Below are some records. Say in a single number how many of their lines include the word "this".

%%

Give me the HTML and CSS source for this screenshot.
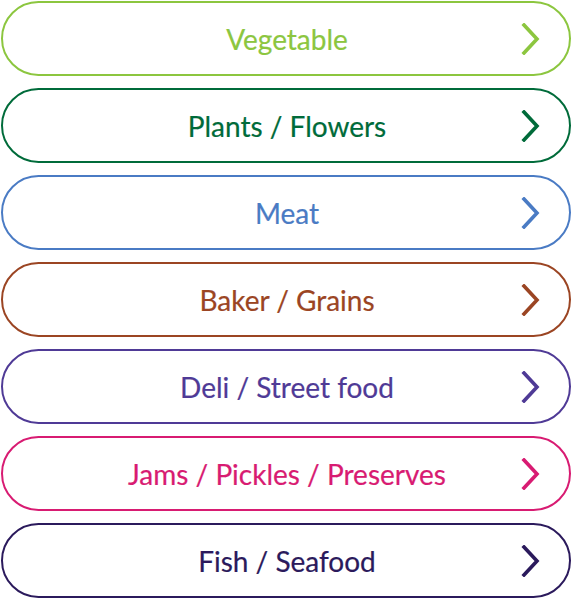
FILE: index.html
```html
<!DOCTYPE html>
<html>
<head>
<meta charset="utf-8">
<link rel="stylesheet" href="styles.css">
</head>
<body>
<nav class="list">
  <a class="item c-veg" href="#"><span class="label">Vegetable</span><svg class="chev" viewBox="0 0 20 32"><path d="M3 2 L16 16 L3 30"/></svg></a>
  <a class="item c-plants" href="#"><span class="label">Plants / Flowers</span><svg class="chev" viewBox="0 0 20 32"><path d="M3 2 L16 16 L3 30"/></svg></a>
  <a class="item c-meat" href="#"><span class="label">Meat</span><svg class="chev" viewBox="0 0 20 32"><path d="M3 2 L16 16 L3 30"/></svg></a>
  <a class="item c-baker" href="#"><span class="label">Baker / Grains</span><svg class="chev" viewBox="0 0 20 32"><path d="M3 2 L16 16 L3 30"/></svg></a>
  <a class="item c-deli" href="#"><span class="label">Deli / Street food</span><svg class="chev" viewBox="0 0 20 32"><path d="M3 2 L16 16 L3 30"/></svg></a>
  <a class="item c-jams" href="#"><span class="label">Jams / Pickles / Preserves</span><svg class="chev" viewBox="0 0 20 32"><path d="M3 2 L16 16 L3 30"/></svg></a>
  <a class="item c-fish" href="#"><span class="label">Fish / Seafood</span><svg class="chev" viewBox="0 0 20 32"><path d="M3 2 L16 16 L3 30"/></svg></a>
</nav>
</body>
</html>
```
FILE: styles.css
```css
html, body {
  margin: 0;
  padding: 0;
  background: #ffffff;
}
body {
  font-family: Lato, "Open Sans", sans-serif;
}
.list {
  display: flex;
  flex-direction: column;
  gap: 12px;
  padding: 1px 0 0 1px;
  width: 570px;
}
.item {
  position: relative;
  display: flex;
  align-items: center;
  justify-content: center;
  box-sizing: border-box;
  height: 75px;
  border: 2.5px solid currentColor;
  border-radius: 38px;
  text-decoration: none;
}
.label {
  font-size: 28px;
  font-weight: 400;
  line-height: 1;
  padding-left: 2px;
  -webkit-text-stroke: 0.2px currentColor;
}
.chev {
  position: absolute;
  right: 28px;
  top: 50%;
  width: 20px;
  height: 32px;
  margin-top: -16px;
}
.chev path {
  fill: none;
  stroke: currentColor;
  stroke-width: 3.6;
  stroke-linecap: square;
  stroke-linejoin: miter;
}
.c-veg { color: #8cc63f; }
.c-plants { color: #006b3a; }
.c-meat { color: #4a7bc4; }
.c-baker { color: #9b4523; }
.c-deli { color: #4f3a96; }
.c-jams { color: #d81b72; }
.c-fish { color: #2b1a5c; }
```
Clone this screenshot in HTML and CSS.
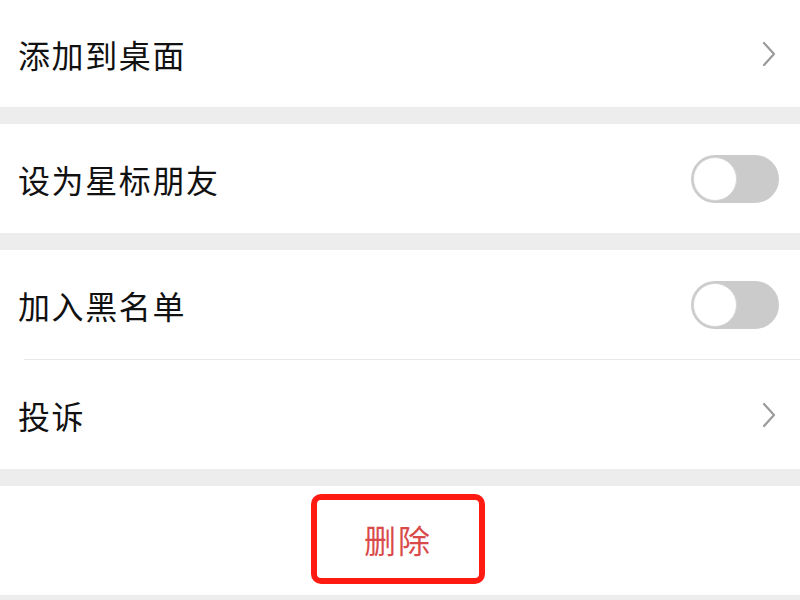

%%

# The reply
2